Clean up efforts are underway at Tennessee Gas where an explosion rocked the Ansley Compressor Station in Hancock County Tuesday night.
DEQ officials say the explosion happened when lightning struck a tank full of used oil. No one was injured, and there appears to be only minimal damage to the environment.
"The one tank that was totally destroyed contained about 4,000 gallons of used oil in there. The majority of that oil stayed inside the perimeter, the berm area, so that was easily vacuumed... A couple of hundred gallons actually went outside onto the grass and onto the ground," Earl Etheridge, a field supervisor with the Mississippi DEQ, said.
Fortunately Etheridge says the impact to the environment will be minimal.
"If it had got out into the ditches and flowed into the neighborhood, then we'd have a real problem. But everything was inside their fence line. Everything that did get out is on their property."

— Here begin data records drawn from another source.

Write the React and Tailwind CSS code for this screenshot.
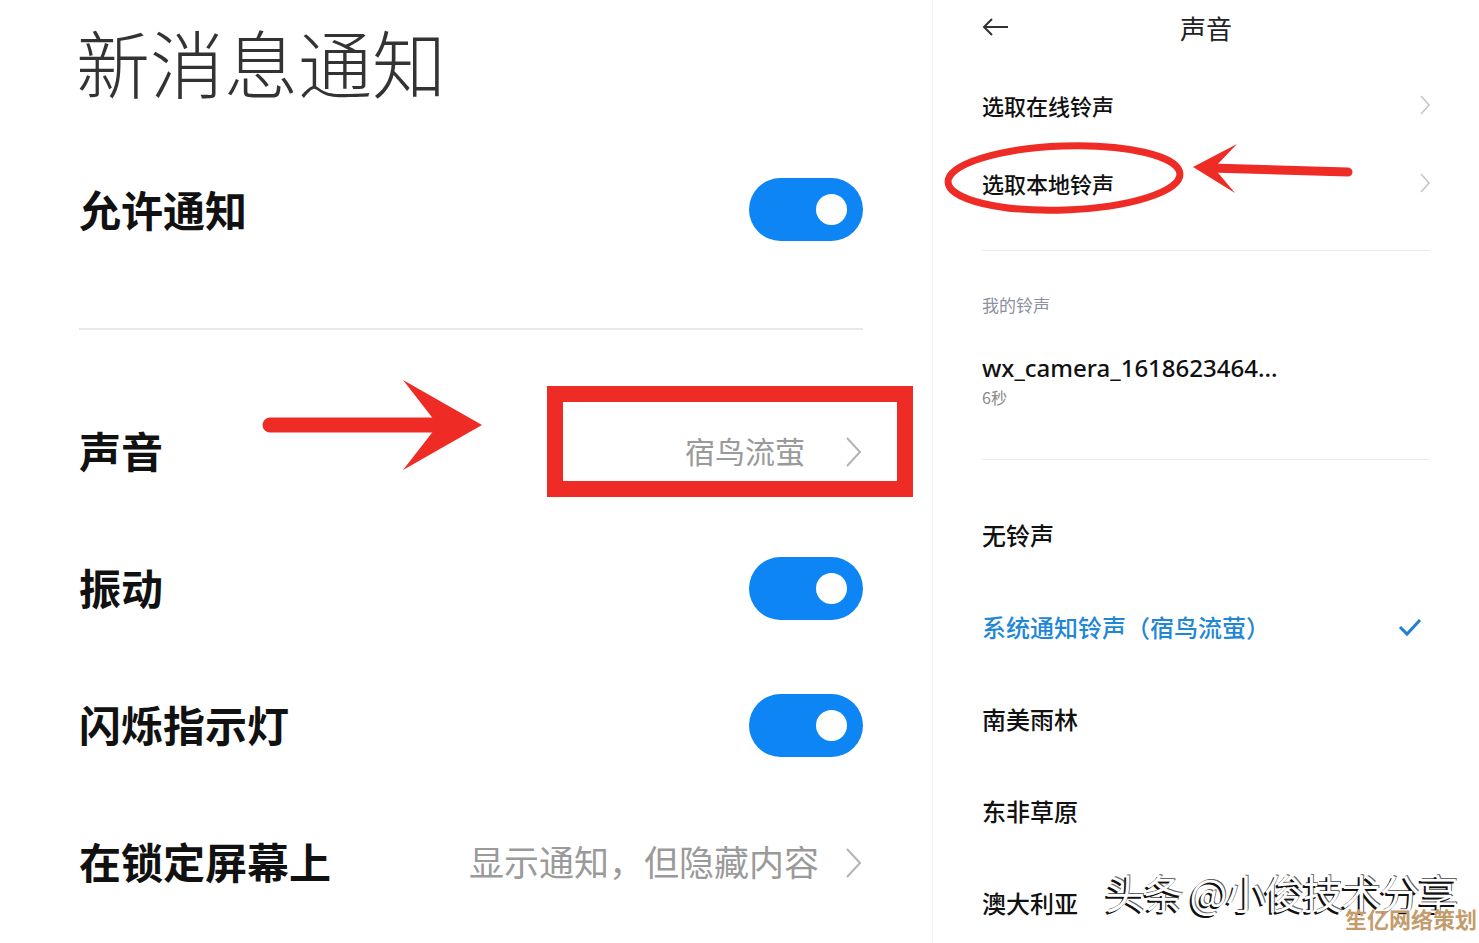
import React from "react";

const cjk = "font-['Noto_Sans_CJK_SC','Noto_Sans',sans-serif]";

function Toggle() {
  return (
    <div className="w-[114px] h-[63px] rounded-full bg-[#0e85f4] flex items-center justify-end pr-[16px]">
      <div className="w-[31px] h-[31px] rounded-full bg-white" />
    </div>
  );
}

function BigChevron() {
  return (
    <svg width="18" height="32" viewBox="0 0 18 32" className="shrink-0">
      <polyline points="2,2 15,16 2,30" fill="none" stroke="#b3b3b3" strokeWidth="2" />
    </svg>
  );
}

function SmallChevron() {
  return (
    <svg width="10" height="20" viewBox="0 0 10 20" className="shrink-0">
      <polyline points="1,1 9,10 1,19" fill="none" stroke="#c4c4c4" strokeWidth="1.5" />
    </svg>
  );
}

function LeftRow({ label, children }) {
  return (
    <div className="h-[137px] flex items-center justify-between">
      <span className="text-[42px] font-bold text-[#111] -mt-[4px]">{label}</span>
      {children}
    </div>
  );
}

function Ring({ label }) {
  return (
    <div className="h-[92px] flex items-center text-[24px] font-medium text-[#111]">{label}</div>
  );
}

export default function App() {
  return (
    <div className={`relative w-[1479px] h-[943px] overflow-hidden bg-white flex ${cjk}`}>
      {/* left: 新消息通知 */}
      <div className="w-[933px] shrink-0 border-r border-[#f2f2f2] pl-[79px] pr-[69px]">
        <div className="h-[140px] pt-[24px]">
          <h1 className="text-[74px] leading-none font-light text-[#333] -ml-[3px]">新消息通知</h1>
        </div>
        <div className="h-[138px] flex items-center justify-between">
          <span className="text-[42px] font-bold text-[#111] -mt-[2px]">允许通知</span>
          <Toggle />
        </div>
        <div className="mt-[50px] h-[2px] bg-[#e8e8e8]" />
        <div className="mt-[53px]">
          <LeftRow label="声音">
            <div className="flex items-center gap-[40px]">
              <span className="text-[30px] text-[#9a9a9a] -mt-[2px]">宿鸟流萤</span>
              <BigChevron />
            </div>
          </LeftRow>
          <LeftRow label="振动">
            <Toggle />
          </LeftRow>
          <LeftRow label="闪烁指示灯">
            <Toggle />
          </LeftRow>
          <LeftRow label="在锁定屏幕上">
            <div className="flex items-center gap-[26px]">
              <span className="text-[35px] text-[#9a9a9a] -mt-[2px]">显示通知，但隐藏内容</span>
              <BigChevron />
            </div>
          </LeftRow>
        </div>
      </div>

      {/* right: 声音 */}
      <div className="flex-1 pl-[49px] pr-[49px]">
        <div className="h-[54px] grid grid-cols-[1fr_auto_1fr] items-center">
          <svg width="28" height="20" viewBox="0 0 28 20">
            <path d="M26 10H2M10 2L2 10l8 8" fill="none" stroke="#333" strokeWidth="2" />
          </svg>
          <span className="text-[26px] text-[#222]">声音</span>
          <span />
        </div>
        <div className="mt-[12px] h-[78px] flex items-center justify-between">
          <span className="text-[22px] font-medium text-[#111]">选取在线铃声</span>
          <SmallChevron />
        </div>
        <div className="h-[78px] flex items-center justify-between">
          <span className="text-[22px] font-medium text-[#111]">选取本地铃声</span>
          <SmallChevron />
        </div>
        <div className="mt-[28px] h-px bg-[#ececec]" />
        <div className="mt-[44px] text-[17px] leading-[20px] text-[#8d90a0]">我的铃声</div>
        <div className="mt-[38px] text-[24px] leading-[30px] font-medium text-[#111] font-['Noto_Sans',sans-serif]">
          wx_camera_1618623464...
        </div>
        <div className="mt-[4px] text-[16px] leading-[20px] text-[#888]">6秒</div>
        <div className="mt-[52px] h-px bg-[#ececec]" />
        <div className="mt-[29px]">
          <Ring label="无铃声" />
          <div className="h-[92px] flex items-center justify-between text-[24px] font-medium text-[#1f87d6]">
            <span>系统通知铃声（宿鸟流萤）</span>
            <svg width="24" height="20" viewBox="0 0 24 20" className="mr-[8px]">
              <polyline points="2,10 9,17 22,3" fill="none" stroke="#1f7fd0" strokeWidth="3" />
            </svg>
          </div>
          <Ring label="南美雨林" />
          <Ring label="东非草原" />
          <Ring label="澳大利亚" />
        </div>
      </div>

      {/* annotations laid over the screenshots */}
      <div className="absolute left-[547px] top-[386px] w-[366px] h-[111px] border-[16px] border-[#ee2c25]" />
      <svg className="absolute left-0 top-0 pointer-events-none" width="1479" height="943">
        <line x1="270" y1="425" x2="445" y2="425" stroke="#ee2c25" strokeWidth="15" strokeLinecap="round" />
        <polygon points="403,380 482,425 403,470 438,425" fill="#ee2c25" />
        <ellipse cx="1064" cy="178" rx="116" ry="32" fill="none" stroke="#ee2c25" strokeWidth="7" transform="rotate(-2 1064 178)" />
        <line x1="1210" y1="168" x2="1348" y2="172" stroke="#ee2c25" strokeWidth="9" strokeLinecap="round" />
        <polygon points="1193,167 1237,144 1214,168 1235,193" fill="#ee2c25" />
      </svg>
      <div className="absolute left-[1105px] top-[872px] text-[40px] leading-none text-white tracking-[-1.5px] [text-shadow:-2px_2px_0_#111,1px_-1px_0_#666]">
        头条 @小俊技术分享
      </div>
      <div className="absolute left-[1345px] top-[907px] text-[22px] leading-none font-bold text-[#c49b6c]">
        笙亿网络策划
      </div>
    </div>
  );
}
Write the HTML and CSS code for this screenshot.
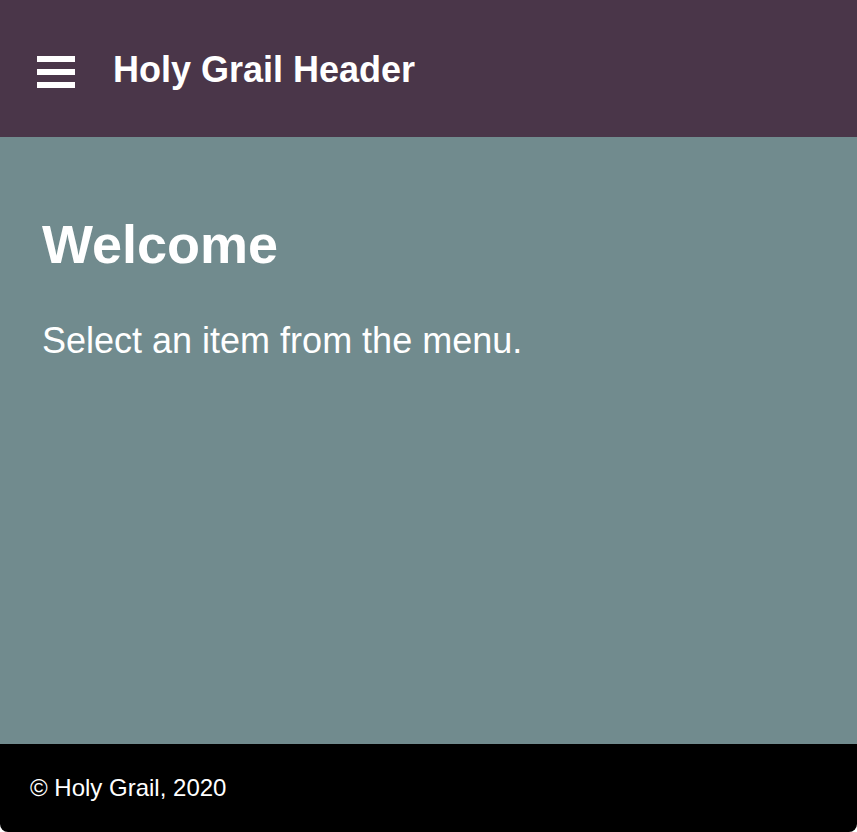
FILE: index.html
```html
<!DOCTYPE html>
<html lang="en">
<head>
<meta charset="utf-8">
<title>Holy Grail</title>
<link rel="stylesheet" href="styles.css">
</head>
<body>
<div class="page">
  <header class="header">
    <button class="menu-btn" aria-label="Menu">
      <svg width="38" height="32" viewBox="0 0 38 32" aria-hidden="true">
        <rect x="0" y="0" width="38" height="6" fill="#fff"/>
        <rect x="0" y="13" width="38" height="6" fill="#fff"/>
        <rect x="0" y="26" width="38" height="6" fill="#fff"/>
      </svg>
    </button>
    <div class="title">Holy Grail Header</div>
  </header>
  <main class="main">
    <h1 class="heading">Welcome</h1>
    <p class="lead">Select an item from the menu.</p>
  </main>
  <footer class="footer">© Holy Grail, 2020</footer>
</div>
</body>
</html>
```
FILE: styles.css
```css
html, body {
  margin: 0;
  padding: 0;
  height: 100%;
  background: #fff;
}
body {
  font-family: "Liberation Sans", Arial, Helvetica, sans-serif;
  color: #fff;
}
.page {
  display: flex;
  flex-direction: column;
  height: 832px;
  overflow: hidden;
  border-bottom-left-radius: 8px;
  border-bottom-right-radius: 8px;
}
.header {
  height: 137px;
  flex: 0 0 137px;
  background: #4a3649;
  display: flex;
  align-items: center;
  padding-left: 37px;
  gap: 38px;
}
.menu-btn {
  background: none;
  border: 0;
  padding: 0;
  margin-top: 7px;
  display: flex;
  cursor: pointer;
}
.title {
  font-size: 36px;
  font-weight: 700;
  margin-top: 2px;
}
.main {
  flex: 1;
  background: #718b8e;
  padding: 0 42px;
  overflow: hidden;
}
.heading {
  font-size: 54px;
  font-weight: 700;
  line-height: normal;
  margin: 76px 0 0;
}
.lead {
  font-size: 36px;
  line-height: normal;
  margin: 45px 0 0;
}
.footer {
  flex: 0 0 88px;
  height: 88px;
  background: #000;
  display: flex;
  align-items: center;
  padding-left: 30px;
  font-size: 24px;
}
```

The explosion could be heard miles away.
Judy Propst lives about 500 feet from Tennessee Gas. She was watching television when she heard the blast.
"It literally sounded like somebody had set a bomb off. It was very, very loud."
Fire officials say the blast was so massive it blew the main part of the tank clear across the street from the plant, about 400 feet into the woods.
"It was scary. It makes me wonder about the future of it," Propst said.
The compressor station is automated, so it's not manned around the clock. In fact, the plant has been closed for maintenance for the past few months.
Propst and her neighbor, Alfred Serio, say they'd feel safer with someone there at all times.
"If somebody's not walking around and checking things every now and then, they don't know if anything's going on."
DEQ officials say Tennessee Gas won't be penalized because a lightening strike caused the accident.
"But they do have a responsibility, even though it was an act of God, to do the proper thing with the cleanup," Etheridge said.
DEQ officials estimate it should take about week to do the clean up work.